Nvidia also suports DLSS in VR now. This leads me to believe, that in a few years, most devs (not developing for f***ng quest) will prefer the use of Deferred shading.
It uses "Forward+" rendering it seems, which is a type of hybrid rendering, but mainly forward rendering for the improved anti-aliasing.
UE5 is impressive, but it does not perform as well as the Source 2 engine with its forward rendering, because instead of relying on real time lighting and such, everything is prebased into the shaders and textures of each object.
UE5 does have some impressive additions to it. Nanite, Lumen and so on. But while it is impressive and performs very well with the quality it has, it would still require some pretty high end graphics cards to do graphics like HL Alyx, witout using similar methods, which can be done, but then you would not be using Lumen. Nanite could probably still be used though.
VR goes down the Drain and will always remain a niche. When I see what they have now presented at the CES at new "VR innovations", I'm really thinking about stopping with VR altogether ^^. it just doesn't go forward in VR anymore what you can see in all this garbage of the last Months
Way to take the subject to a completely diferent direction......
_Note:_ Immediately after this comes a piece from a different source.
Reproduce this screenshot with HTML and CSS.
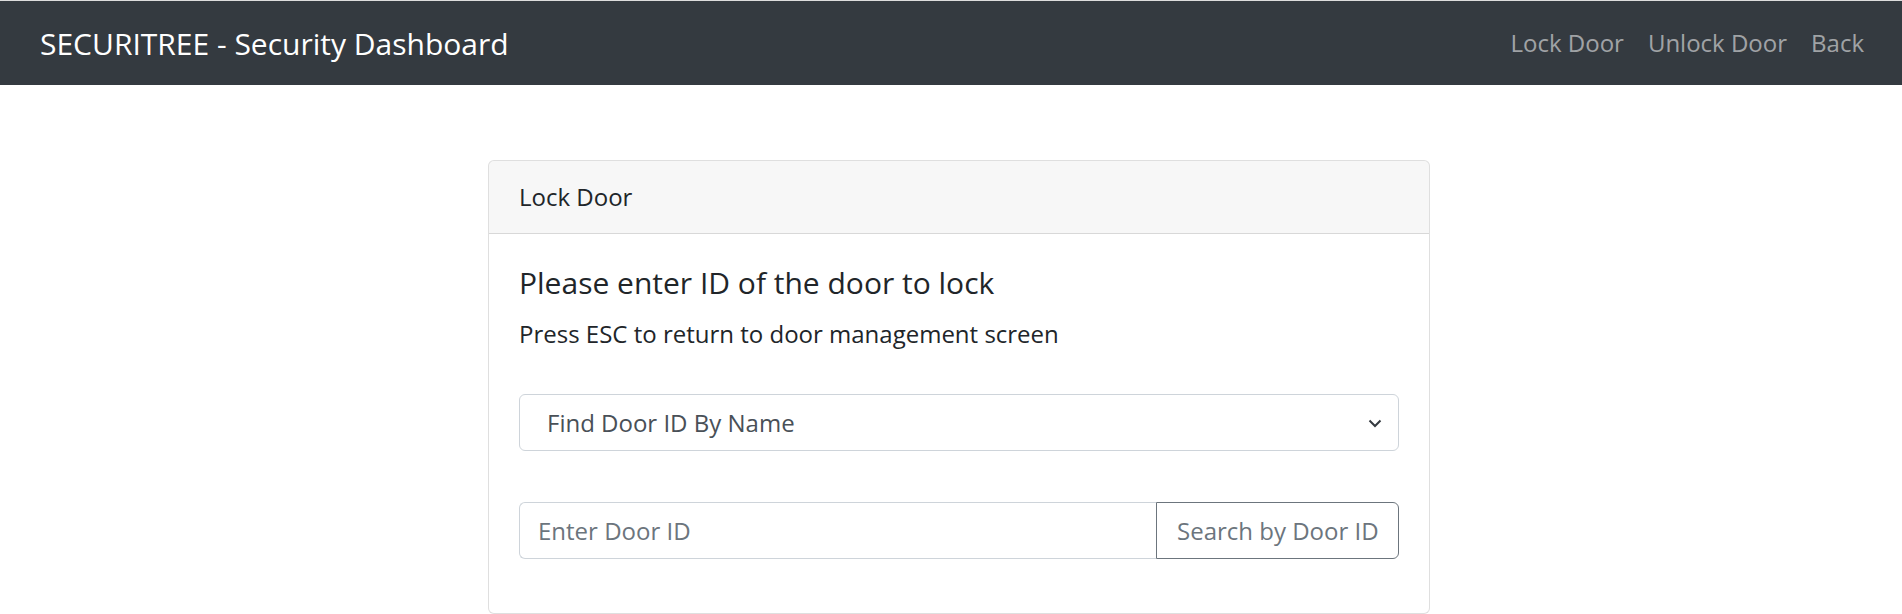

Anyways, if you would have played video games in the 80s, you would have heard a lot of people saying of them what you are saying about VR today. They were mostly >30s at the time, but I remember my grandmother (>50) saying that the whole "computer thing" was a niche fashion that was going to pass.
So, people that think like you are actually the majority at these stages of new tech. That´s why it goes slow. I mean, cellphones are also 80s tech.
lol This game didn't cost Valve anything. They reused all their assets and used the same engine they've used since 2004. Most of the budget for games goes into marketing, Valve doesn't spend anything on marketing. This game was a win win even If It was a critically acclaimed failure. It failed because it didn't convince anyone but hardcore fandom to buy VR.